Calls for legal challenge to Irish Water

The latest residents to block the installation of water meters in Cork have backed calls for a legal challenge against the establishment of Irish Water.

The residents of Ardmore Estate in Passage West said every avenue should be explored to prevent the rollout of meters and introduction of water charges.

They were speaking as local resident Elizabeth Hourihane, who ran unsuccessfully as an independent candidate in the recent local elections, joined them on the protest and appealed for legal firms to come forward and help.

“I’m asking any law firm in Cork to volunteer to come on board and help us and challenge this with a judicial review,” she said.

“I don’t think the Minister for the Environment had the authority to take what is a national asset and transfer it to a private entity.

“At the very least, Irish people deserve a referendum on this. This is an argument about a private company coming in and taking over what belongs to the Irish people.”

She said residents have no problem paying for a service. “But we do have a problem paying for water as a commodity,” she said.

“The Irish people have to come out and stand up against Irish Water and stop these meters from going in. Because once they go in, it’s a done deal.”

She was speaking as about 12 residents of the 84-house estate maintained their blockade against Irish Water contractors for the second day in a row.

The residents received notification last week that meter installation work was due to begin on Monday.

They mounted a protest early in the morning before Irish Water contractors arrived on site, and decided not to enter the estate.

Dermot and wife Noreen Hanlon, who have lived in the estate for 40 years and who were among the protestors, said they felt they had to take a stand.
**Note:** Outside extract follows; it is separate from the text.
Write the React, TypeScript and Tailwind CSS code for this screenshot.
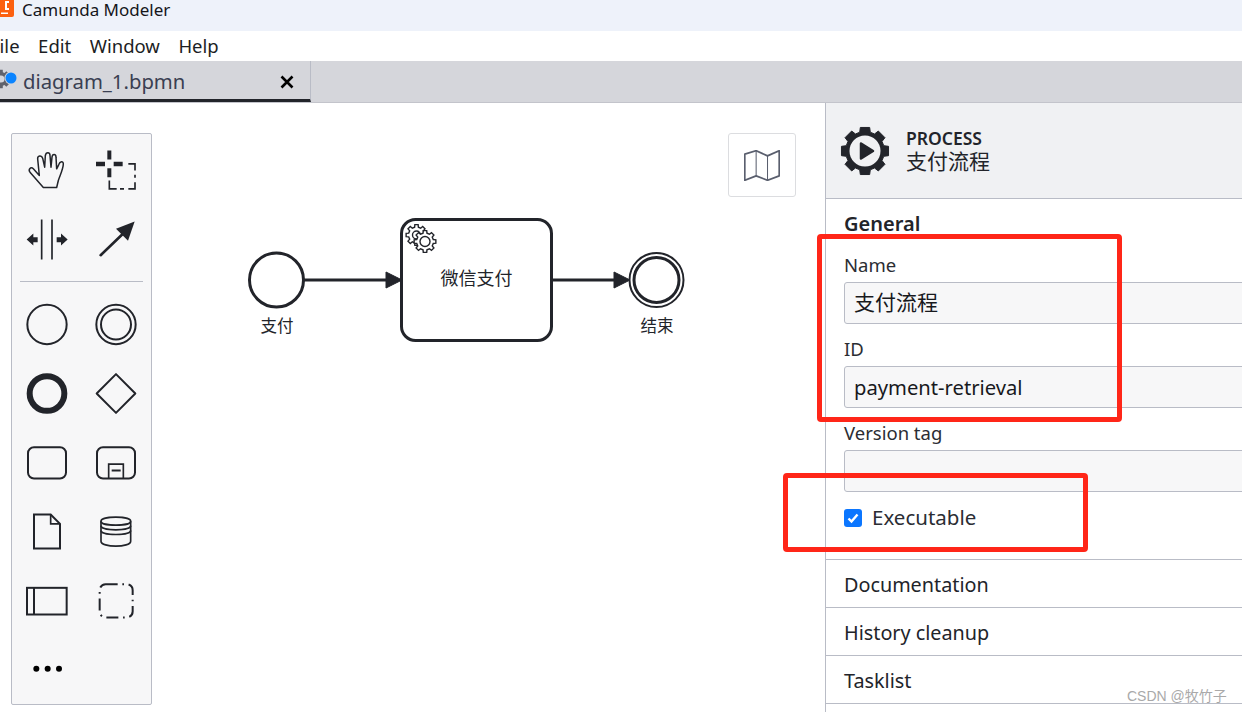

“We think it’s a disgrace. We’ve no idea what the charges will be,” Dermot said.

Noreen said: “We don’t know what we’re going to be charged. At least with the ESB and the gas, you know what you’re getting. The water charges could be double by the end of the year. It’s very unfair.”

Another local resident, Michael Murphy, a newly elected Sinn Féin county councillor, said residents just don’t want to pay the charge.

“We feel like it’s an extra charge on people,” he said.

“The contractors might come back but we are entitled to protest.

“It’s down to individuals. If they want to come out and protest, they can. We are working on a rota and we will stay here for as long as it takes.”

This latest protest comes six weeks after residents in the Lehanaghmore area of Togher in Cork claimed victory after Irish Water removed several water metres from the estate following a five-week stand-off.